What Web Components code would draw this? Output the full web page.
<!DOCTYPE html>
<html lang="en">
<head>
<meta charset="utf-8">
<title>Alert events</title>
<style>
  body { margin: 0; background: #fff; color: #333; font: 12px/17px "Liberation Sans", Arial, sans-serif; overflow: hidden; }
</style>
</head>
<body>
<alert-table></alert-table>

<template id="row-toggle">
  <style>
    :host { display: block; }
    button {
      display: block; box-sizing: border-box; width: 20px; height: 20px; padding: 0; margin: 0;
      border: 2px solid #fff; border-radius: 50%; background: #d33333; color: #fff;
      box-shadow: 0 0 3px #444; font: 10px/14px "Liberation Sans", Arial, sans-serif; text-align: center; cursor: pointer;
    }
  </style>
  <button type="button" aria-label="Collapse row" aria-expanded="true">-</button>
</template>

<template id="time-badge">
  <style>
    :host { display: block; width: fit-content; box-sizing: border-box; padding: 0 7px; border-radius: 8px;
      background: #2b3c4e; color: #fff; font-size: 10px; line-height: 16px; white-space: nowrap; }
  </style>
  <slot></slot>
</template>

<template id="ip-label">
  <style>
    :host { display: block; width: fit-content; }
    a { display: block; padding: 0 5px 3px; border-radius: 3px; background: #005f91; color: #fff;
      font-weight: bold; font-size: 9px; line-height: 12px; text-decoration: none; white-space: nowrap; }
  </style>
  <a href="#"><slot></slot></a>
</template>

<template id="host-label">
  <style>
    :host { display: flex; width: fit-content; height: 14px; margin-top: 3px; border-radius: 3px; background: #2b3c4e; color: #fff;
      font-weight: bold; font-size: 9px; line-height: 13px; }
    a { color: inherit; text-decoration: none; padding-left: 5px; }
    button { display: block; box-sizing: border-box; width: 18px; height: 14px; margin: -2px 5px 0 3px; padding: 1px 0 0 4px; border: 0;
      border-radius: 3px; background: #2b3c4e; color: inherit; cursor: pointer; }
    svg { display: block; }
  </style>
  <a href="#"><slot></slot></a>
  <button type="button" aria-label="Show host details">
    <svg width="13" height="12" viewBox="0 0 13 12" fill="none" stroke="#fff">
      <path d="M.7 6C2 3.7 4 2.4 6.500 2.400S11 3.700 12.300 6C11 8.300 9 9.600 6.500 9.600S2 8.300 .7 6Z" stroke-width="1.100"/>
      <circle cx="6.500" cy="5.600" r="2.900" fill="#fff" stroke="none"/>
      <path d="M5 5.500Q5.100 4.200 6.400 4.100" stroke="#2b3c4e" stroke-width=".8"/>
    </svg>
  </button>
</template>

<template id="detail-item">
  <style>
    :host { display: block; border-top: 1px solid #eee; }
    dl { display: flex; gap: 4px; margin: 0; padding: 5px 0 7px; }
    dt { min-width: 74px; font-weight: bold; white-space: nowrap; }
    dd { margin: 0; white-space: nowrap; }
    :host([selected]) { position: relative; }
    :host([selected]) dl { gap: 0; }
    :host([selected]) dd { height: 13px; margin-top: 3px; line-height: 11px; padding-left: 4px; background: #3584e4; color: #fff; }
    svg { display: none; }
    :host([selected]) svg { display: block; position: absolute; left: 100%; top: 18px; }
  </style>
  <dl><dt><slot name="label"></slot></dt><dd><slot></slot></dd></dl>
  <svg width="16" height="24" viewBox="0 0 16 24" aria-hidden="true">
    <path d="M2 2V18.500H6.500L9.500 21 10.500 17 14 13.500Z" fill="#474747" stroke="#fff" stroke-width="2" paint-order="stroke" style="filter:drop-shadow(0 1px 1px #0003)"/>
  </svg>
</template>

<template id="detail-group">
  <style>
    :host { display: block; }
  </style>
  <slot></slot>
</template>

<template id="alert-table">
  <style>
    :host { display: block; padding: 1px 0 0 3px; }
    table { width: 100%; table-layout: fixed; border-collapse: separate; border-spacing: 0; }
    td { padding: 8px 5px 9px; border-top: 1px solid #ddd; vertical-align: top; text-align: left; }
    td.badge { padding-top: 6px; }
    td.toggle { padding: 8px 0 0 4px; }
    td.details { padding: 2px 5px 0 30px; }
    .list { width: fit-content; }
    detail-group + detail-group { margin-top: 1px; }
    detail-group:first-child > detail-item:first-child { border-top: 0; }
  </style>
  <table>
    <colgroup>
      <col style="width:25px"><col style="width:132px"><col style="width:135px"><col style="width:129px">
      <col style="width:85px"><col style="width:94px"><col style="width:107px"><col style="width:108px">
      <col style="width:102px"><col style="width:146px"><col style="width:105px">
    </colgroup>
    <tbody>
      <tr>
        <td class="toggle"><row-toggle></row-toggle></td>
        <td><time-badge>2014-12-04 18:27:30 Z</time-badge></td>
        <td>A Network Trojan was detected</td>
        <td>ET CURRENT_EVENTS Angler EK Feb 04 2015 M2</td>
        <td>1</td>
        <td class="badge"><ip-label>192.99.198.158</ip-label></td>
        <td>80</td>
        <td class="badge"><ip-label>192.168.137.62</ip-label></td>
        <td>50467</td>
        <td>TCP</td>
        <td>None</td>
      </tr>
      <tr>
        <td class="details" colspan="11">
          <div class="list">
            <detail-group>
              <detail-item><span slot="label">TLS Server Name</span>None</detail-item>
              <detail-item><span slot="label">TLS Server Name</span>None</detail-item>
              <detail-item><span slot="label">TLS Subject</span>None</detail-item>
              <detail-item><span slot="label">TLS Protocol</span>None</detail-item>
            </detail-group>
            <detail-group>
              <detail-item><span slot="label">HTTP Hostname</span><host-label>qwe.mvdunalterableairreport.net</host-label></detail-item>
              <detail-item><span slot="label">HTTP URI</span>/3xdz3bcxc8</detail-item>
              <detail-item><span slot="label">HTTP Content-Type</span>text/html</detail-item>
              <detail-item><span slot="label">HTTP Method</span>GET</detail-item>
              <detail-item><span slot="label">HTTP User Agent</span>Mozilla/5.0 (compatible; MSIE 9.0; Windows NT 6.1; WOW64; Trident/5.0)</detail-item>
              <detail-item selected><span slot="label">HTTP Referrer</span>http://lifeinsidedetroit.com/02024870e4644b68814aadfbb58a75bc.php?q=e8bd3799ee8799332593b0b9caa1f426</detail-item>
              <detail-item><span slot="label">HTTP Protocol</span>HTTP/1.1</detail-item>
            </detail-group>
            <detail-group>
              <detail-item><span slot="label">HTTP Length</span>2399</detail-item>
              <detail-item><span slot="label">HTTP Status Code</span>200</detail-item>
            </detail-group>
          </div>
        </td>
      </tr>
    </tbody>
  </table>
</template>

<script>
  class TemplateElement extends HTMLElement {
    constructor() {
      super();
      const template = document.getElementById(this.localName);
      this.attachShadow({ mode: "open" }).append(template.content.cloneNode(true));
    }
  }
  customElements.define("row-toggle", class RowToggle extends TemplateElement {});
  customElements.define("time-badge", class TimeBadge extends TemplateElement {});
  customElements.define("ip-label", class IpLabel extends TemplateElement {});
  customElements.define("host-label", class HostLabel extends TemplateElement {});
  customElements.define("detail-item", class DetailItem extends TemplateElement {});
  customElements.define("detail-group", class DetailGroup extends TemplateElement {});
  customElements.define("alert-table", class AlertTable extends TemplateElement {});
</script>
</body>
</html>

-*-

_GOAL OF THE EXERCISE_
Set every line of the listing down word for word.

_TASK SOLUTION_
What Web Components code would draw this? Output the full web page.
<!DOCTYPE html>
<html lang="en">
<head>
<meta charset="utf-8">
<title>Alert events</title>
<style>
  body { margin: 0; background: #fff; color: #333; font: 12px/17px "Liberation Sans", Arial, sans-serif; overflow: hidden; }
</style>
</head>
<body>
<alert-table></alert-table>

<template id="row-toggle">
  <style>
    :host { display: block; }
    button {
      display: block; box-sizing: border-box; width: 20px; height: 20px; padding: 0; margin: 0;
      border: 2px solid #fff; border-radius: 50%; background: #d33333; color: #fff;
      box-shadow: 0 0 3px #444; font: 10px/14px "Liberation Sans", Arial, sans-serif; text-align: center; cursor: pointer;
    }
  </style>
  <button type="button" aria-label="Collapse row" aria-expanded="true">-</button>
</template>

<template id="time-badge">
  <style>
    :host { display: block; width: fit-content; box-sizing: border-box; padding: 0 7px; border-radius: 8px;
      background: #2b3c4e; color: #fff; font-size: 10px; line-height: 16px; white-space: nowrap; }
  </style>
  <slot></slot>
</template>

<template id="ip-label">
  <style>
    :host { display: block; width: fit-content; }
    a { display: block; padding: 0 5px 3px; border-radius: 3px; background: #005f91; color: #fff;
      font-weight: bold; font-size: 9px; line-height: 12px; text-decoration: none; white-space: nowrap; }
  </style>
  <a href="#"><slot></slot></a>
</template>

<template id="host-label">
  <style>
    :host { display: flex; width: fit-content; height: 14px; margin-top: 3px; border-radius: 3px; background: #2b3c4e; color: #fff;
      font-weight: bold; font-size: 9px; line-height: 13px; }
    a { color: inherit; text-decoration: none; padding-left: 5px; }
    button { display: block; box-sizing: border-box; width: 18px; height: 14px; margin: -2px 5px 0 3px; padding: 1px 0 0 4px; border: 0;
      border-radius: 3px; background: #2b3c4e; color: inherit; cursor: pointer; }
    svg { display: block; }
  </style>
  <a href="#"><slot></slot></a>
  <button type="button" aria-label="Show host details">
    <svg width="13" height="12" viewBox="0 0 13 12" fill="none" stroke="#fff">
      <path d="M.7 6C2 3.7 4 2.4 6.500 2.400S11 3.700 12.300 6C11 8.300 9 9.600 6.500 9.600S2 8.300 .7 6Z" stroke-width="1.100"/>
      <circle cx="6.500" cy="5.600" r="2.900" fill="#fff" stroke="none"/>
      <path d="M5 5.500Q5.100 4.200 6.400 4.100" stroke="#2b3c4e" stroke-width=".8"/>
    </svg>
  </button>
</template>

<template id="detail-item">
  <style>
    :host { display: block; border-top: 1px solid #eee; }
    dl { display: flex; gap: 4px; margin: 0; padding: 5px 0 7px; }
    dt { min-width: 74px; font-weight: bold; white-space: nowrap; }
    dd { margin: 0; white-space: nowrap; }
    :host([selected]) { position: relative; }
    :host([selected]) dl { gap: 0; }
    :host([selected]) dd { height: 13px; margin-top: 3px; line-height: 11px; padding-left: 4px; background: #3584e4; color: #fff; }
    svg { display: none; }
    :host([selected]) svg { display: block; position: absolute; left: 100%; top: 18px; }
  </style>
  <dl><dt><slot name="label"></slot></dt><dd><slot></slot></dd></dl>
  <svg width="16" height="24" viewBox="0 0 16 24" aria-hidden="true">
    <path d="M2 2V18.500H6.500L9.500 21 10.500 17 14 13.500Z" fill="#474747" stroke="#fff" stroke-width="2" paint-order="stroke" style="filter:drop-shadow(0 1px 1px #0003)"/>
  </svg>
</template>

<template id="detail-group">
  <style>
    :host { display: block; }
  </style>
  <slot></slot>
</template>

<template id="alert-table">
  <style>
    :host { display: block; padding: 1px 0 0 3px; }
    table { width: 100%; table-layout: fixed; border-collapse: separate; border-spacing: 0; }
    td { padding: 8px 5px 9px; border-top: 1px solid #ddd; vertical-align: top; text-align: left; }
    td.badge { padding-top: 6px; }
    td.toggle { padding: 8px 0 0 4px; }
    td.details { padding: 2px 5px 0 30px; }
    .list { width: fit-content; }
    detail-group + detail-group { margin-top: 1px; }
    detail-group:first-child > detail-item:first-child { border-top: 0; }
  </style>
  <table>
    <colgroup>
      <col style="width:25px"><col style="width:132px"><col style="width:135px"><col style="width:129px">
      <col style="width:85px"><col style="width:94px"><col style="width:107px"><col style="width:108px">
      <col style="width:102px"><col style="width:146px"><col style="width:105px">
    </colgroup>
    <tbody>
      <tr>
        <td class="toggle"><row-toggle></row-toggle></td>
        <td><time-badge>2014-12-04 18:27:30 Z</time-badge></td>
        <td>A Network Trojan was detected</td>
        <td>ET CURRENT_EVENTS Angler EK Feb 04 2015 M2</td>
        <td>1</td>
        <td class="badge"><ip-label>192.99.198.158</ip-label></td>
        <td>80</td>
        <td class="badge"><ip-label>192.168.137.62</ip-label></td>
        <td>50467</td>
        <td>TCP</td>
        <td>None</td>
      </tr>
      <tr>
        <td class="details" colspan="11">
          <div class="list">
            <detail-group>
              <detail-item><span slot="label">TLS Server Name</span>None</detail-item>
              <detail-item><span slot="label">TLS Server Name</span>None</detail-item>
              <detail-item><span slot="label">TLS Subject</span>None</detail-item>
              <detail-item><span slot="label">TLS Protocol</span>None</detail-item>
            </detail-group>
            <detail-group>
              <detail-item><span slot="label">HTTP Hostname</span><host-label>qwe.mvdunalterableairreport.net</host-label></detail-item>
              <detail-item><span slot="label">HTTP URI</span>/3xdz3bcxc8</detail-item>
              <detail-item><span slot="label">HTTP Content-Type</span>text/html</detail-item>
              <detail-item><span slot="label">HTTP Method</span>GET</detail-item>
              <detail-item><span slot="label">HTTP User Agent</span>Mozilla/5.0 (compatible; MSIE 9.0; Windows NT 6.1; WOW64; Trident/5.0)</detail-item>
              <detail-item selected><span slot="label">HTTP Referrer</span>http://lifeinsidedetroit.com/02024870e4644b68814aadfbb58a75bc.php?q=e8bd3799ee8799332593b0b9caa1f426</detail-item>
              <detail-item><span slot="label">HTTP Protocol</span>HTTP/1.1</detail-item>
            </detail-group>
            <detail-group>
              <detail-item><span slot="label">HTTP Length</span>2399</detail-item>
              <detail-item><span slot="label">HTTP Status Code</span>200</detail-item>
            </detail-group>
          </div>
        </td>
      </tr>
    </tbody>
  </table>
</template>

<script>
  class TemplateElement extends HTMLElement {
    constructor() {
      super();
      const template = document.getElementById(this.localName);
      this.attachShadow({ mode: "open" }).append(template.content.cloneNode(true));
    }
  }
  customElements.define("row-toggle", class RowToggle extends TemplateElement {});
  customElements.define("time-badge", class TimeBadge extends TemplateElement {});
  customElements.define("ip-label", class IpLabel extends TemplateElement {});
  customElements.define("host-label", class HostLabel extends TemplateElement {});
  customElements.define("detail-item", class DetailItem extends TemplateElement {});
  customElements.define("detail-group", class DetailGroup extends TemplateElement {});
  customElements.define("alert-table", class AlertTable extends TemplateElement {});
</script>
</body>
</html>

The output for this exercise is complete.